Like most authoritarian states, the regime was willing to tolerate an internal opposition as long as it remained small and divided and worked within acceptable parameters. Confronted with a revolutionary movement that was creative, neither infiltrated nor compromised by outside forces, and that held an authentic interest in political change and advocating for a peaceful alternative, the government turned aggressively against the opposition, seeing their popularity and credibility as a threat.

In 2011 and 2012, the Assad regime assassinated charismatic representatives of nonviolent resistance such as Ibrahim Qashoush or Ghiath Matar, while deliberately overlooking jihadists, who were able to use this reprieve to expand their influence.

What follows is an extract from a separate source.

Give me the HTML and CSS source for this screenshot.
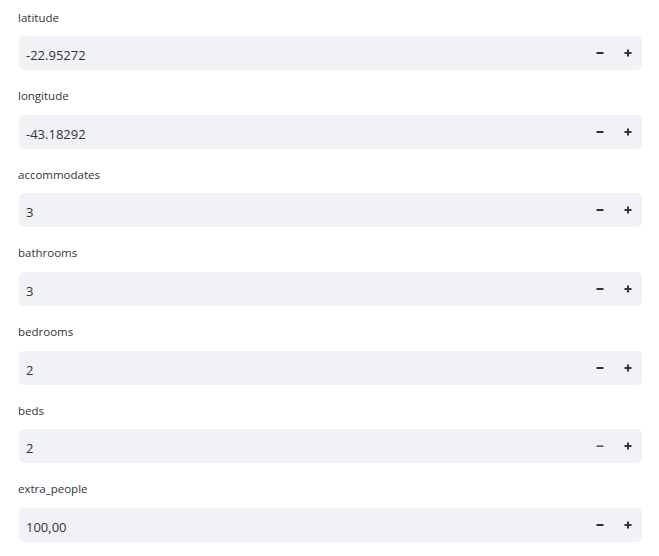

Whatever alternatives to Assad may have existed, however democratic their vision, however well-meaning their activities, faced an orchestrated campaign to eliminate them or at least their reputation. This worked particularly well with Syria’s Civil Defense, the first responders better known as the “White Helmets.” All this was meant to create confusion and leave audiences with the impression that there were no good guys—to make diplomats, politicians, and others fearful that they might be sacrificing stability for a worse alternative.

There were mysterious terrorist acts in Syria and neighboring Turkey and Lebanon that were used to spook domestic and foreign audiences. In a number of terrorist attacks in the Turkish town of Reyhanli, those convicted had close ties to the Syrian regime.

In Lebanon, it was easier for the Assad regime to use its shady connections to scare the country it had occupied until 2005. In August 2012, the former Lebanese cabinet minister Michel Samaha was arrested over a plot to place more than 20 bombs during a visit by the Maronite Patriarch Bechara al-Rai in northern Lebanon. This was meant to be portrayed as an Islamist attack against Christians: “This is what Bashar wants,” Samaha was quoted as saying.

Behind this plan to exacerbate sectarian tensions and plunge Lebanon into a civil war was Ali Mamlouk, chief coordinator of the various Syrian intelligence services and special security advisor to Bashar. Had his plan succeeded, this would most likely have incited hatred against Syrian refugees in Lebanon. On top of that, the message to the Lebanese government and people was clear: If Syria goes down, so will you.

Meanwhile, the regime was drawing on Lebanese manpower, namely Hezbollah. The Syrian Arab Army was a mess by 2013, lacking discipline, order, or manpower. For blunt violence, the regime had the “shabiha” and special Tiger Forces, but for battlefield experience, it had to rely on the well-trained and hierarchical Hezbollah.

But hundreds of Hezbollah fighters dying in Syria created resentment in Lebanon, where Hezbollah had cultivated its image as a resistance to Israel. Many of its members and supporters did not see a point in killing and dying for Assad. Yet Assad did not even feel compelled to ease the internal Lebanese pressure on Hezbollah—furthered by popular discontent over the more than one million Syrian refugees in Lebanon.

There are millions of Syrians who have fled to Turkey, Jordan, and Lebanon. Despite living in miserable conditions, hardly any have returned to Syria. Assad is aware of the burden these neighboring countries are shouldering and has tried to use it as leverage. He has used new offensives in Idlib, Syria, where two million to three million displaced people are stuck, to pressure Turkey, where growing domestic anti-refugee sentiment and demands for the government to solve the problem led to tangible repression of refugees after Erdogan’s ruling party suffered losses in the 2019 local elections. Such pressure also deepens Ankara’s rift with the EU.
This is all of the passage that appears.